Keep your face straight: passport grins pass into history

The Guardian 9/12/2005
by Mark Lawson

WEB

From today, Britons must reveal less in photobooth snaps - for security reasons

It sounds like something from an Orwell novel: British citizens who hope to be allowed to leave the country are no longer allowed to smile. But this new seriousness really did come into effect at midnight: forthwith, if you want to get out, then keep your mouth shut.

In fiction, this interdiction on grinning would result from some tyrannical ban on happiness.

In fact, it's a practical matter: the new biometric recognition scanners purchased to improve security at border controls are only able, due to some idiosyncracy of their digital instructions, to recognise straight faces.

So, from this morning, potential travellers must produce in the curtained booth or photographer's shop what the official form calls "a neutral expression with your mouth closed".
Because some people's eyes close when they produce what you might call a serious smile, you are also required to show your whites.

If the arrival of this rule itself tempts anyone to leave the country, they should not go to the United States, where the earlier introduction of this sombre equipment means that passport holders have already been staring straight ahead for more than a year.

As airports around the world are forced to show their teeth against terrorism, embracing "international anti-fraud standards", travellers will soon be unable to show their own at most immigration controls.

The irony of these little rectangular snaps being changed by terrorism, though, is that some of the most haunting images of the attacks on travellers in the last four years come from passport photographs.

When newspapers or books print galleries of the homicidal hijackers from 9/11, the men all stare straight from the page with a uniform margin of neutral background around their hair and ears: one of them even has a telltale flash of curtain behind him.

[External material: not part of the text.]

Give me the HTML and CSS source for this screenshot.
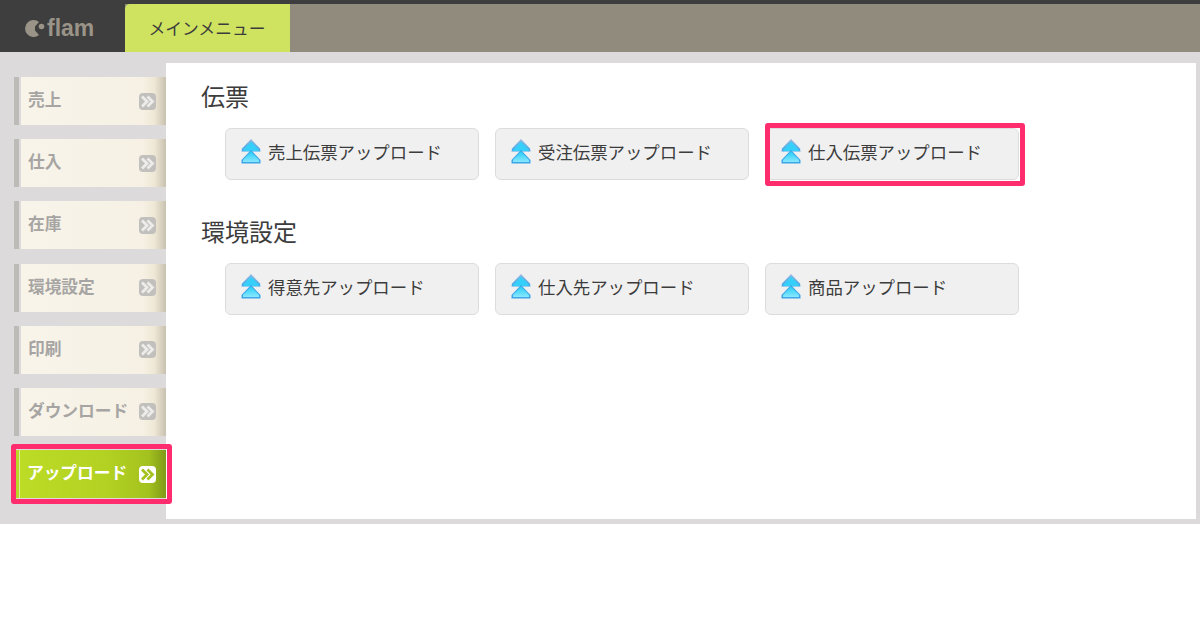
FILE: index.html
```html
<!DOCTYPE html>
<html lang="ja">
<head>
<meta charset="utf-8">
<title>flam</title>
<link rel="stylesheet" href="styles.css">
</head>
<body>
<svg class="defs" width="0" height="0" aria-hidden="true">
  <defs>
    <linearGradient id="up1" x1="0" y1="0" x2="0" y2="1"><stop offset="0" stop-color="#9ab8e0"/><stop offset="1" stop-color="#3fa8e8"/></linearGradient>
    <linearGradient id="up2" x1="0" y1="0" x2="0" y2="1"><stop offset="0" stop-color="#22cdfb"/><stop offset="1" stop-color="#8ae8fd"/></linearGradient>
    <symbol id="upload" viewBox="0 0 20 25">
      <path d="M10 0 L19 9.5 L19.5 12.5 H0.5 L1 9.5 Z" fill="url(#up1)"/>
      <path d="M10 2.5 L17.5 10.5 L17.5 12 H2.5 L2.5 10.5 Z" fill="#35cff9"/>
      <path d="M10 11 L19.5 21 L19.5 24.5 H0.5 L0.5 21 Z" fill="#3ea6e8"/>
      <path d="M10 12.5 L18 21 L18 23 H2 L2 21 Z" fill="url(#up2)"/>
    </symbol>
    <symbol id="chev" viewBox="0 0 17 17">
      <path d="M3 3.5 L8 8.5 L3 13.5 M8.5 3.5 L13.5 8.5 L8.5 13.5" fill="none" stroke="currentColor" stroke-width="2.8"/>
    </symbol>
  </defs>
</svg>
<div class="app">
  <header class="topbar">
    <div class="logo">
      <svg class="logo-mark" viewBox="0 0 20 17" aria-hidden="true"><path d="M14 2 A8.5 8.5 0 1 0 14 15 L10 10.5 L10 6.5 Z" fill="#9a9488"/><circle cx="16.5" cy="6.5" r="2.8" fill="#9a9488"/></svg>
      <span class="logo-text">flam</span>
    </div>
    <div class="tab">メインメニュー</div>
  </header>
  <div class="body">
    <nav class="side">
      <a class="side-item"><span>売上</span><svg class="chev"><use href="#chev"/></svg></a>
      <a class="side-item"><span>仕入</span><svg class="chev"><use href="#chev"/></svg></a>
      <a class="side-item"><span>在庫</span><svg class="chev"><use href="#chev"/></svg></a>
      <a class="side-item"><span>環境設定</span><svg class="chev"><use href="#chev"/></svg></a>
      <a class="side-item"><span>印刷</span><svg class="chev"><use href="#chev"/></svg></a>
      <a class="side-item"><span>ダウンロード</span><svg class="chev"><use href="#chev"/></svg></a>
      <a class="side-item active"><span>アップロード</span><svg class="chev"><use href="#chev"/></svg></a>
    </nav>
    <main class="panel">
      <h2 class="title">伝票</h2>
      <div class="grid">
        <a class="btn"><svg class="up"><use href="#upload"/></svg>売上伝票アップロード</a>
        <a class="btn"><svg class="up"><use href="#upload"/></svg>受注伝票アップロード</a>
        <a class="btn mark"><svg class="up"><use href="#upload"/></svg>仕入伝票アップロード</a>
      </div>
      <h2 class="title">環境設定</h2>
      <div class="grid">
        <a class="btn"><svg class="up"><use href="#upload"/></svg>得意先アップロード</a>
        <a class="btn"><svg class="up"><use href="#upload"/></svg>仕入先アップロード</a>
        <a class="btn"><svg class="up"><use href="#upload"/></svg>商品アップロード</a>
      </div>
    </main>
  </div>
</div>
</body>
</html>
```
FILE: styles.css
```css
* { box-sizing: border-box; }
html, body { margin: 0; padding: 0; background: #fff; }
body { font-family: "Noto Sans CJK JP", "Noto Sans", sans-serif; color: #3c3c3c; }
.defs { position: absolute; }
.app { width: 1200px; height: 524px; display: flex; flex-direction: column; background: #dcdada; }
.topbar { height: 52px; display: flex; background: #918b7d; border-top: 4px solid #3e3e3e; }
.logo { width: 125px; background: #3e3e3e; display: flex; align-items: center; gap: 2px; padding: 1px 0 0 25px; }
.logo-mark { width: 20px; height: 17px; flex: none; }
.logo-text { font-family: "Liberation Sans", sans-serif; font-weight: 700; font-size: 23px; line-height: 1; color: #9a9488; }
.tab { width: 165px; background: #cfe361; border-radius: 5px 0 0 0; display: flex; align-items: center; justify-content: center; padding-right: 1px; font-size: 16.8px; color: #3c3c3c; }
.body { flex: 1; display: flex; padding: 11px 4px 5px 0; }
.side { width: 166px; padding: 14px 0 0 14px; display: flex; flex-direction: column; gap: 14.2px; flex: none; position: relative; z-index: 1; }
.side-item { position: relative; height: 48px; display: flex; align-items: center; justify-content: space-between; padding: 0 10px 0 9px; color: #a6a5a3; font-weight: 700; font-size: 16.7px; border-left: 5px solid #bdbbb8; background: linear-gradient(#dcdada, #dcdada) left / 2px 100% no-repeat, linear-gradient(90deg, #f8f4ea 0, #f6f1e4 84%, #efe8d6 92%, #c9c1b0 100%); }
.side-item span { white-space: nowrap; margin-bottom: 4px; }
.chev { width: 17px; height: 17px; border-radius: 4px; background: #c2c0bd; color: #eeecea; flex: none; }
.side-item.active { color: #fff; border-left-color: #b8d826; padding-left: 8px; background: linear-gradient(#dfe9a0, #dfe9a0) left / 1px 100% no-repeat, linear-gradient(90deg, #bddc26 0, #b2d122 60%, #a4c21e 88%, #7f9a18 100%); }
.side-item.active .chev { background: #fff; color: #a4c21e; }
.side-item.active::after { content: ""; position: absolute; top: -6px; bottom: -6px; left: -8px; right: -6px; border: 5.5px solid #ff2d6e; border-radius: 3px; }
.panel { flex: 1; background: #fff; padding: 15px 35px 0; }
.title { margin: 0; font-weight: 400; font-size: 24px; line-height: 36px; color: #3c3c3c; }
.grid { display: grid; grid-template-columns: repeat(3, 254px); gap: 16px; margin: 14px 0 33px 24px; }
.btn { position: relative; height: 52px; display: flex; align-items: center; gap: 7px; padding: 0 0 6px 15px; background: #f0f0f0; border: 1px solid #dcdcdc; border-radius: 6px; font-size: 17.4px; color: #3c3c3c; white-space: nowrap; }
.btn.mark::after { content: ""; position: absolute; top: -6px; bottom: -7px; left: -1px; right: -7px; border: 5px solid #ff2d6e; border-radius: 3px; }
.up { width: 20px; height: 25px; flex: none; }
```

The same is true of many of the 7/7 and alleged 21/7 terrorists in Britain.

At an earlier time when assassination rather than terrorism was what nations most feared, one of the best remembered images of JFK's presumed killer, Lee Harvey Oswald, was also the one he used to show to border guards.

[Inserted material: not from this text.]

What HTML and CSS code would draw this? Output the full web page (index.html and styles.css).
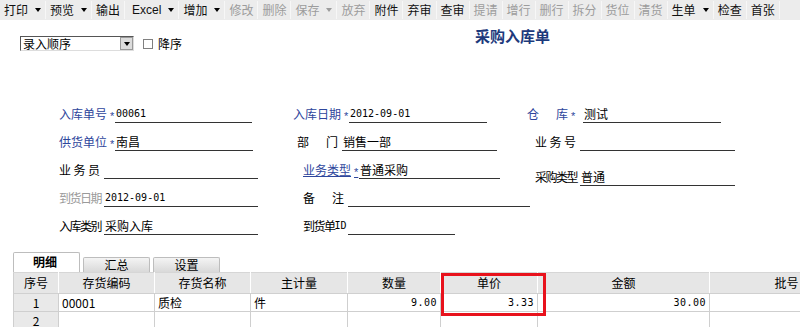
FILE: index.html
```html
<!DOCTYPE html>
<html lang="zh-CN">
<head>
  <meta charset="UTF-8" />
  <title>采购入库单</title>
  <link rel="stylesheet" href="styles.css">
</head>
<body>

  <!-- 工具栏 -->
  <div class="toolbar">
    <span class="tb">打印<i class="caret"></i></span>
    <span class="tb">预览<i class="caret"></i></span>
    <span class="tb">输出</span>
    <span class="tb sep">Excel<i class="caret"></i></span>
    <span class="tb">增加<i class="caret"></i></span>
    <span class="tb off">修改</span>
    <span class="tb off">删除</span>
    <span class="tb off">保存<i class="caret"></i></span>
    <span class="tb off">放弃</span>
    <span class="tb">附件</span>
    <span class="tb">弃审</span>
    <span class="tb">查审</span>
    <span class="tb off">提请</span>
    <span class="tb off">增行</span>
    <span class="tb off">删行</span>
    <span class="tb off">拆分</span>
    <span class="tb off">货位</span>
    <span class="tb off">清货</span>
    <span class="tb">生单<i class="caret"></i></span>
    <span class="tb">检查</span>
    <span class="tb">首张</span>
  </div>

  <!-- 排序 + 标题 -->
  <div class="head">
    <div class="sort">
      <div class="select">
        <span class="select-text">录入顺序</span>
        <span class="select-btn"><i class="caret"></i></span>
      </div>
      <span class="check"></span>
      <span>降序</span>
    </div>
    <div class="title">采购入库单</div>
  </div>

  <!-- 表头 -->
  <div class="form">
    <div class="row">
      <div class="f w234"><span class="lbl req blue">入库单号<b>*</b></span><span class="box w137 mono">00061</span></div>
      <div class="f w234"><span class="lbl req blue">入库日期<b>*</b></span><span class="box w138 mono">2012-09-01</span></div>
      <div class="f"><span class="lbl req blue"><span class="sp">仓库</span><b>*</b></span><span class="box w138">测试</span></div>
    </div>
    <div class="row">
      <div class="f w238"><span class="lbl req blue">供货单位<b>*</b></span><span class="box w138">南昌</span></div>
      <div class="f w238"><span class="lbl"><span class="sp">部门</span></span><span class="box w155">销售一部</span></div>
      <div class="f"><span class="lbl"><span class="sp">业务号</span></span><span class="box w155"></span></div>
    </div>
    <div class="row">
      <div class="f w244"><span class="lbl"><span class="sp">业务员</span></span><span class="box w154"></span></div>
      <div class="f w232"><span class="lbl req blue link">业务类型<b>*</b></span><span class="box w141">普通采购</span></div>
      <div class="f low"><span class="lbl tight">采购类型</span><span class="box w155">普通</span></div>
    </div>
    <div class="row">
      <div class="f w244"><span class="lbl tight gray">到货日期</span><span class="box w154 mono">2012-09-01</span></div>
      <div class="f"><span class="lbl"><span class="sp">备注</span></span><span class="box w182"></span></div>
    </div>
    <div class="row">
      <div class="f w244"><span class="lbl tight">入库类别</span><span class="box w154">采购入库</span></div>
      <div class="f"><span class="lbl tight">到货单<span class="mono">ID</span></span><span class="box w107"></span></div>
    </div>
  </div>

  <!-- 页签 -->
  <div class="tabs">
    <span class="tab active">明细</span>
    <span class="tab">汇总</span>
    <span class="tab">设置</span>
  </div>

  <!-- 表体 -->
  <div class="grid-wrap">
    <table class="grid">
      <colgroup>
        <col class="c-no"><col class="c-96"><col class="c-96"><col class="c-97">
        <col class="c-93"><col class="c-97"><col class="c-172"><col class="c-rest">
      </colgroup>
      <tr class="hd">
        <th>序号</th><th>存货编码</th><th>存货名称</th><th>主计量</th>
        <th>数量</th><th>单价</th><th>金额</th><th>批号</th>
      </tr>
      <tr>
        <td class="no">1</td><td>00001</td><td>质检</td><td>件</td>
        <td class="num">9.00</td><td class="num">3.33</td><td class="num">30.00</td><td></td>
      </tr>
      <tr>
        <td class="no">2</td><td></td><td></td><td></td>
        <td></td><td></td><td></td><td></td>
      </tr>
    </table>
    <div class="mark"></div>
  </div>

</body>
</html>
```

FILE: styles.css
```css
/* 基本 */
* {
  box-sizing: border-box;
  margin: 0;
  padding: 0;
}

html, body {
  width: 800px;
  height: 327px;
  overflow: hidden;
  background: #fff;
  color: #000;
  font-family: "Noto Sans CJK SC", "Liberation Sans", sans-serif;
  font-size: 12px;
  line-height: 14px;
}

i { font-style: normal; }
b { font-weight: normal; }

.caret {
  display: inline-block;
  width: 0;
  height: 0;
  border-left: 3px solid transparent;
  border-right: 3px solid transparent;
  border-top: 4px solid #000;
  vertical-align: middle;
}

/* 工具栏 */
.toolbar {
  height: 20px;
  background: #ececec;
  display: flex;
  align-items: center;
  white-space: nowrap;
  overflow: hidden;
}

.tb {
  display: flex;
  align-items: center;
  height: 18px;
  padding: 0 4px;
  border-right: 1px solid #f7f7f7;
  color: #111;
}

.tb .caret {
  margin-left: 7px;
}

.tb.off {
  color: #9c9c9c;
}

.tb.off .caret {
  border-top-color: #9c9c9c;
}

.tb.sep {
  font-family: "Liberation Sans", sans-serif;
  padding-left: 7px;
}

/* 排序 + 标题 */
.head {
  display: flex;
  align-items: flex-start;
  padding-top: 8px;
  height: 30px;
}

.sort {
  display: flex;
  align-items: center;
  margin-top: 8px;
  margin-left: 20px;
}

.select {
  display: flex;
  width: 114px;
  height: 15px;
  border-top: 1px solid #555;
  border-left: 1px solid #555;
  border-right: 1px solid #ddd;
  border-bottom: 1px solid #ddd;
}

.select-text {
  flex: 1;
  padding-left: 2px;
  line-height: 13px;
}

.select-btn {
  width: 13px;
  height: 13px;
  background: #dcdcdc;
  border: 1px solid #999;
  display: flex;
  align-items: center;
  justify-content: center;
}

.check {
  width: 10px;
  height: 10px;
  border: 1px solid #808080;
  margin: 0 5px 0 9px;
}

.title {
  margin-left: 293px;
  font-size: 15px;
  line-height: 16px;
  font-weight: bold;
  color: #1d3a7c;
}

/* 表头字段 */
.form {
  margin-top: 45px;
}

.row {
  display: flex;
  align-items: flex-end;
  height: 28px;
  padding-left: 59px;
}

.f {
  display: flex;
  align-items: flex-end;
}

.f.low {
  transform: translateY(7px);
}

.w232 { width: 232px; }
.w234 { width: 234px; }
.w238 { width: 238px; }
.w244 { width: 244px; }

.lbl {
  width: 45px;
  display: flex;
  align-items: flex-end;
  line-height: 14px;
  padding-bottom: 2px;
  white-space: nowrap;
}

.lbl.req {
  width: 56px;
}

.lbl.tight {
  letter-spacing: -1.5px;
}

.lbl b {
  margin-left: 3px;
  font-family: "Liberation Sans", sans-serif;
  font-size: 11px;
  transform: translateY(2px);
}

.sp {
  display: inline-block;
  width: 41px;
  text-align: justify;
  text-align-last: justify;
}

.blue { color: #2e469c; }
.gray { color: #9a9a9a; }
.link { text-decoration: underline; }

.box {
  height: 16px;
  border-bottom: 1px solid #333;
  line-height: 14px;
  padding-left: 1px;
  white-space: nowrap;
}

.mono {
  font-family: "DejaVu Sans Mono", monospace;
  font-size: 10px;
  letter-spacing: 0;
}

.w107 { width: 107px; }
.w137 { width: 137px; }
.w138 { width: 138px; }
.w141 { width: 141px; }
.w154 { width: 154px; }
.w155 { width: 155px; }
.w182 { width: 182px; }

/* 页签 */
.tabs {
  display: flex;
  align-items: flex-end;
  gap: 3px;
  height: 20px;
  margin-top: 17px;
  padding-left: 13px;
}

.tab {
  width: 67px;
  height: 15px;
  text-align: center;
  line-height: 14px;
  background: linear-gradient(#f4f4f4, #d9d9d9);
  border: 1px solid #bdbdbd;
  border-bottom: none;
  border-radius: 2px 2px 0 0;
}

.tab.active {
  height: 20px;
  line-height: 18px;
  background: #fff;
  font-weight: bold;
  text-align: left;
  padding-left: 19px;
}

/* 表体 */
.grid-wrap {
  position: relative;
  margin-left: 13px;
  width: 787px;
  overflow: hidden;
}

.grid {
  border-collapse: collapse;
  table-layout: fixed;
  width: 850px;
  border-top: 1px solid #c4c4c4;
}

.c-no { width: 45px; }
.c-96 { width: 96px; }
.c-97 { width: 97px; }
.c-93 { width: 93px; }
.c-172 { width: 172px; }
.c-rest { width: 154px; }

.grid th, .grid td {
  border: 1px solid #cfcfcf;
  height: 18px;
  padding: 0 3px;
  line-height: 16px;
  white-space: nowrap;
  overflow: hidden;
}

.grid tr.hd th {
  height: 21px;
  background: #e6e6e6;
  font-weight: normal;
  border-color: #d6d6d6 #fff #d0d0d0 #fff;
  border-left: 1px solid #cfcfcf;
}

.grid td.no {
  background: #e9e9e9;
  text-align: center;
}

.grid td.num {
  text-align: right;
  font-family: "DejaVu Sans Mono", monospace;
  font-size: 10px;
  letter-spacing: 0.5px;
}

/* 批注红框 */
.mark {
  position: absolute;
  left: 428px;
  top: 1px;
  width: 105px;
  height: 43px;
  border: 3px solid #e8121c;
}
```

The most famous image of the German spy Mata Hari is also the one she carried next to her breast.

Crucial clues in the American atom spy case in 1949 were six sets of passport snaps used by the conspirators on documents.

While the introduction of face recognition technology may improve international security, the denial of the right to smile means that our passports (and, in time, ID cards) will now paradoxically reveal less of our identity than before.

As shown by the invention of the poker face by gamblers, it's the twitches of the lips and cheeks that really give us away, for good or ill.

Richard Nixon's ill-timed, ill-fitting grin - coinciding, for example, with police attacks on students - captured his essential character, just as Kelly Holmes's goggle-eyed, open-mouthed joy on taking a second gold symbolises the incredulous vindication of athletic effort.

The most powerful screen actors - Jack Nicholson, Julia Roberts and Nicole Kidman, for example - are often associated with signature displays of amusement: a terrifying rictus, a face-wide smile and an impish, dimpled twist of the lips.

Conspiracy theorists, though, may note that the government that has put our laughing gear into storage is led by a politician whose perma-smile has become a political handicap, identified with insincerity.

Perhaps it isn't a software problem with the scanners at all but part of a wider New Labour drive towards public gravity.

The poignancy of today's enforced solemnity is that, somewhere at a government office in Britain late on Friday afternoon, someone will have become the last Brit to be allowed to show their teeth around the world.

Whatever the reasons - technological innovation, security or Labour conspiracy - the death of the toothy passport grin now takes its place alongside other moments of cultural transition in the history of the UK: the end of peacetime conscription in 1960; AA patrolmen ceasing to salute their customers in 1961 and, due to become law in December this year, the removal of the terms "bachelor" and "spinster" from wedding certificates.